**Provided records:**
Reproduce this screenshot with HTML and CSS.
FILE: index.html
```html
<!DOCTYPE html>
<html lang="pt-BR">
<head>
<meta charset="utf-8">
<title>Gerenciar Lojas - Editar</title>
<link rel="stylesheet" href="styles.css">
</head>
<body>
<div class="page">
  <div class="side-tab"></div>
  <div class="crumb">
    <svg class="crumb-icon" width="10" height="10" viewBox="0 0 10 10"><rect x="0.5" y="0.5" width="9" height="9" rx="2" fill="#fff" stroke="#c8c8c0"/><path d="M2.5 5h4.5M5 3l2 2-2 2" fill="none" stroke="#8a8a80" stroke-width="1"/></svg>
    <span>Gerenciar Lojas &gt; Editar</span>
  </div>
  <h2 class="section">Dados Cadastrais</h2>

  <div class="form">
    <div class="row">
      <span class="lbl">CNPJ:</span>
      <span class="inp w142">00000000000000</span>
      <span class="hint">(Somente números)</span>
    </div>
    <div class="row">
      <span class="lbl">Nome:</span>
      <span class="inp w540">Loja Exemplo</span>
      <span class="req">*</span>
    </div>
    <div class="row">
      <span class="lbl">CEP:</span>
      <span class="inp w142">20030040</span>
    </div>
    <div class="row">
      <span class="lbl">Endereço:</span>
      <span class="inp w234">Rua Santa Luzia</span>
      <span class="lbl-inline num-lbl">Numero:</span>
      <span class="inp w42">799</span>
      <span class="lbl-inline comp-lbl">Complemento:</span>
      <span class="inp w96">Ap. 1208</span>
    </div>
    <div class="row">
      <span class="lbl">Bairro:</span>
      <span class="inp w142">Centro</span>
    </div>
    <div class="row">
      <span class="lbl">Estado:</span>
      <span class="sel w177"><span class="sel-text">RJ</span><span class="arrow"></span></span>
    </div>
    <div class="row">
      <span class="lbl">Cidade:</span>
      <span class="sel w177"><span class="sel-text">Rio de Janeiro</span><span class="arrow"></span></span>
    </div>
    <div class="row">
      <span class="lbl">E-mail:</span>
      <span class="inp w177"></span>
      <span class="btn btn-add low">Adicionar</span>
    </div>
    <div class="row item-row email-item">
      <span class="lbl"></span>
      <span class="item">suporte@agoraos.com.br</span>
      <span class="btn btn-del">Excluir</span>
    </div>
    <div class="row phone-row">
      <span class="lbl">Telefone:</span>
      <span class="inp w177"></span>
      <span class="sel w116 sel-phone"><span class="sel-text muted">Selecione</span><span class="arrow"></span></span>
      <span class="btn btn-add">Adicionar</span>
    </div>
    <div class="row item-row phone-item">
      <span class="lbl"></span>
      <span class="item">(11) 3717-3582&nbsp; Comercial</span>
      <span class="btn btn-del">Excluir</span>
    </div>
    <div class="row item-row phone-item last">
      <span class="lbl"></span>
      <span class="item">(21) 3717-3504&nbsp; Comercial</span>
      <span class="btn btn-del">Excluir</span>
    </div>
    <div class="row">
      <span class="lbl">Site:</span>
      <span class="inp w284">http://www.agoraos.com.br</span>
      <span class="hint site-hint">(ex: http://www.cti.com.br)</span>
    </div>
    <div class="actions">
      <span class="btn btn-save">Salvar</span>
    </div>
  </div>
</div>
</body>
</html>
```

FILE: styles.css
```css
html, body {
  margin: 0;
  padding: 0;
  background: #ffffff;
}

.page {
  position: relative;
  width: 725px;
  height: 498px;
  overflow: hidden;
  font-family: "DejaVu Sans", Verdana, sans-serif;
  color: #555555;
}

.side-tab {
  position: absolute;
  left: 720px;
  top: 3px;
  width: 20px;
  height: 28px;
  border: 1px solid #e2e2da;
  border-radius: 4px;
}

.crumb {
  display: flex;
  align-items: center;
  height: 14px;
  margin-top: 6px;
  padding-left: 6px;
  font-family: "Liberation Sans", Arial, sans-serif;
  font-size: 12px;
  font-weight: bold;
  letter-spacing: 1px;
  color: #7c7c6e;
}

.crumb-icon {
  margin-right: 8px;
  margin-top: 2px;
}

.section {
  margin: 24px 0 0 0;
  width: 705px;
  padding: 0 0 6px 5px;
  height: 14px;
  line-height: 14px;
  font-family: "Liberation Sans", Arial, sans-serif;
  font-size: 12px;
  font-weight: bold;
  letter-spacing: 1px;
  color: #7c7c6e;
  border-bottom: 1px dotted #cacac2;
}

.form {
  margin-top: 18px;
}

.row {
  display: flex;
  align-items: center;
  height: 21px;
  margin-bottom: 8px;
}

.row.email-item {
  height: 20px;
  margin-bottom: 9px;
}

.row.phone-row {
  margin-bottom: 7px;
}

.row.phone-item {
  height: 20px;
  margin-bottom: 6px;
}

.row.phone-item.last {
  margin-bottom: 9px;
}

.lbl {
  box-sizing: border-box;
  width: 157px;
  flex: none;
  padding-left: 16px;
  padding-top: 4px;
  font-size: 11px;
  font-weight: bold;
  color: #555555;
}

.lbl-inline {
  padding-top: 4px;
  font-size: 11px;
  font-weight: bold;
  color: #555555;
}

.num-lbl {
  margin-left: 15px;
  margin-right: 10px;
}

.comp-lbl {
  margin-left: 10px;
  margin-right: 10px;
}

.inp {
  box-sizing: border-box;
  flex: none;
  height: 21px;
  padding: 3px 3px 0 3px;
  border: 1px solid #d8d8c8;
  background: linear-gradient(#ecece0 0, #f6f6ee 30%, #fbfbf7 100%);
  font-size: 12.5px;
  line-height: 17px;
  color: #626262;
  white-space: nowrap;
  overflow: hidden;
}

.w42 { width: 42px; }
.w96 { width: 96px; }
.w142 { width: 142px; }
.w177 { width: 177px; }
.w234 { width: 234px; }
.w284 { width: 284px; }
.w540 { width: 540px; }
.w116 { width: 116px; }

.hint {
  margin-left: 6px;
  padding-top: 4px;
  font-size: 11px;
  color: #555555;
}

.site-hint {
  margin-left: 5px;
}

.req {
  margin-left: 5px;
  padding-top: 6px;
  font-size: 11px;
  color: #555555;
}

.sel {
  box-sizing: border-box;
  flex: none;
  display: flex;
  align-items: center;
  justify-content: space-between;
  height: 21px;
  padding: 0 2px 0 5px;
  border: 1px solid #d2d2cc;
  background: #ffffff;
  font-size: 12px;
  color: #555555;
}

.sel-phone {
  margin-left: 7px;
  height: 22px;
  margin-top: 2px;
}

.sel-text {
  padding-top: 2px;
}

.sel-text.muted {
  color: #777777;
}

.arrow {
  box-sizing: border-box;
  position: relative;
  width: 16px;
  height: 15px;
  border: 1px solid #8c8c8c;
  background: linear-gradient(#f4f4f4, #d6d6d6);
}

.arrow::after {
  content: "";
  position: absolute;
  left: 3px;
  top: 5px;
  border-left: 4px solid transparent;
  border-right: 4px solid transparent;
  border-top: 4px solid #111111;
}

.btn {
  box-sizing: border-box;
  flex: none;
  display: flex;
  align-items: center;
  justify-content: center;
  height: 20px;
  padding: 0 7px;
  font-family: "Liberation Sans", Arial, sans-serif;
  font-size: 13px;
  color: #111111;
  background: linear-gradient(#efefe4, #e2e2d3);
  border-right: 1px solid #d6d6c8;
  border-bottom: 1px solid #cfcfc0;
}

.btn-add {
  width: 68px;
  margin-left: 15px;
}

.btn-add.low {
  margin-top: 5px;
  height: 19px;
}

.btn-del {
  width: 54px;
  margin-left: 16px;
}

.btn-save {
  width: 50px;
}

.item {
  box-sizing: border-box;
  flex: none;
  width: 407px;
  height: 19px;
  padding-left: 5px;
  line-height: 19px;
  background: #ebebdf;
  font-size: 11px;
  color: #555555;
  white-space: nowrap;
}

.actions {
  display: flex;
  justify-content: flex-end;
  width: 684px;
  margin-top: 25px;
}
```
* * *
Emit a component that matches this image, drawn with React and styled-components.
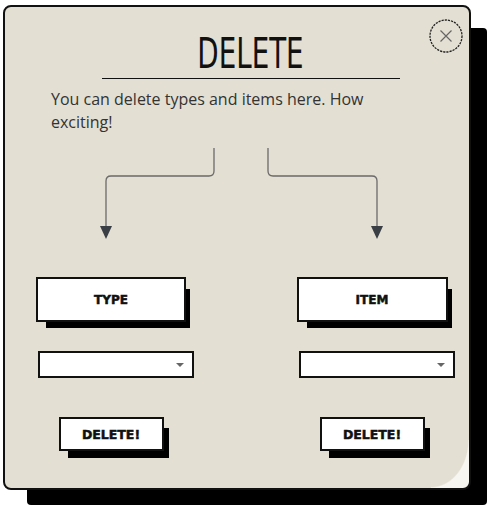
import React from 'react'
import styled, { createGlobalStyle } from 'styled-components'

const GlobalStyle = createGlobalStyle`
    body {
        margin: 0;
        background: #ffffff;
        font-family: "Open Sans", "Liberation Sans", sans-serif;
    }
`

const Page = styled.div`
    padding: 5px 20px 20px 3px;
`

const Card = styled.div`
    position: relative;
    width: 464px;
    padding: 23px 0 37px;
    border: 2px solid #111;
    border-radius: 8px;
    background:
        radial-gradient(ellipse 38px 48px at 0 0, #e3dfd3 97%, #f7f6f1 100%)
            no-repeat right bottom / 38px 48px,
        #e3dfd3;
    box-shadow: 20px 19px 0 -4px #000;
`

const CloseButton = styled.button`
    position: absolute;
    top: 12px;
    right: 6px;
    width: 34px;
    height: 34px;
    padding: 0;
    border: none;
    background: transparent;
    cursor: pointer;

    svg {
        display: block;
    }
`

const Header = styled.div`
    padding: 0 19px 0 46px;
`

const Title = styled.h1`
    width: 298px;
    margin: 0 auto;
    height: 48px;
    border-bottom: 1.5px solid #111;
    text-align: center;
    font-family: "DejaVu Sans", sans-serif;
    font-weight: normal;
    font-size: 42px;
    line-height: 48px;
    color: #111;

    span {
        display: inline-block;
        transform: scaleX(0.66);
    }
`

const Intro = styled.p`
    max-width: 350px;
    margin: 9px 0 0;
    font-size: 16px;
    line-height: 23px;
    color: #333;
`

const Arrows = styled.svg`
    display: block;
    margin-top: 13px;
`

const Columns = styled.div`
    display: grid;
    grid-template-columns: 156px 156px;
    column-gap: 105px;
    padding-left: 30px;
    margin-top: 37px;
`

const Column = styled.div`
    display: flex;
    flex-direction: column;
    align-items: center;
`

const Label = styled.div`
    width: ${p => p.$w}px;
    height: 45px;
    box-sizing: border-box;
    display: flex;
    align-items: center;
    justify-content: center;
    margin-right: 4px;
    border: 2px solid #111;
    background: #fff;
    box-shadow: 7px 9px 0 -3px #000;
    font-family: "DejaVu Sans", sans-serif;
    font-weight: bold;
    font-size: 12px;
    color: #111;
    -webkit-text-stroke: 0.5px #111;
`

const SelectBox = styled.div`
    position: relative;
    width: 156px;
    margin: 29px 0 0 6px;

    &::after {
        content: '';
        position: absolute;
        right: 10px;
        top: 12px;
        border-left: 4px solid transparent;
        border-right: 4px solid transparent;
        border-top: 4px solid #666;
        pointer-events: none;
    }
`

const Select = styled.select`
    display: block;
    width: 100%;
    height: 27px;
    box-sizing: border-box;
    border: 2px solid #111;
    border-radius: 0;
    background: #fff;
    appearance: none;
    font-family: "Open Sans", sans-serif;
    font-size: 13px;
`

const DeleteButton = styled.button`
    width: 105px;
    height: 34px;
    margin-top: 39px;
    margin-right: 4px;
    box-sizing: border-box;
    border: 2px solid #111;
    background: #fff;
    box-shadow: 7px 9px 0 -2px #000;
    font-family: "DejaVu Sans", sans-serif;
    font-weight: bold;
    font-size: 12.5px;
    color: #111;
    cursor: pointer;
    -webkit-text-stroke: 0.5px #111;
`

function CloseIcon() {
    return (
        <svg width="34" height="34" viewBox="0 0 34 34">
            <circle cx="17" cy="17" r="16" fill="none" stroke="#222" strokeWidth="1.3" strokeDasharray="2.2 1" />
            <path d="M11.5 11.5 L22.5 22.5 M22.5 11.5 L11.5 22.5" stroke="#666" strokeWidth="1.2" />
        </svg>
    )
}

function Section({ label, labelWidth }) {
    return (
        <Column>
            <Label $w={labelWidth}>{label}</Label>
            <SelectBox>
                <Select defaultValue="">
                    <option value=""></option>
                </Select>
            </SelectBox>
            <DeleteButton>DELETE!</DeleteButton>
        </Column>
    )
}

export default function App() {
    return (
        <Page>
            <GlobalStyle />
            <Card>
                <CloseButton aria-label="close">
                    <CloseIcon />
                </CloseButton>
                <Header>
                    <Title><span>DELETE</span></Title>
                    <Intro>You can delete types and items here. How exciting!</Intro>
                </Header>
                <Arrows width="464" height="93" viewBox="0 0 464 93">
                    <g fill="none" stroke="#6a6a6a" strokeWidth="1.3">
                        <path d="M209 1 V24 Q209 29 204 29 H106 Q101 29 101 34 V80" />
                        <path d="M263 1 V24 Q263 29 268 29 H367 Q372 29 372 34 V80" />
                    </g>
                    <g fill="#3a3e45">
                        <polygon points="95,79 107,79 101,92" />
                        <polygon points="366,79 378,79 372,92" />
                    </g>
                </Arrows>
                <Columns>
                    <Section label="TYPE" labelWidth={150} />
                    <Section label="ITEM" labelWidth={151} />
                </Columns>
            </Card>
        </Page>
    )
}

**Request:** From the entries above, select each line containing the string "with".

**Task result:**
Reproduce this screenshot with HTML and CSS.
Emit a component that matches this image, drawn with React and styled-components.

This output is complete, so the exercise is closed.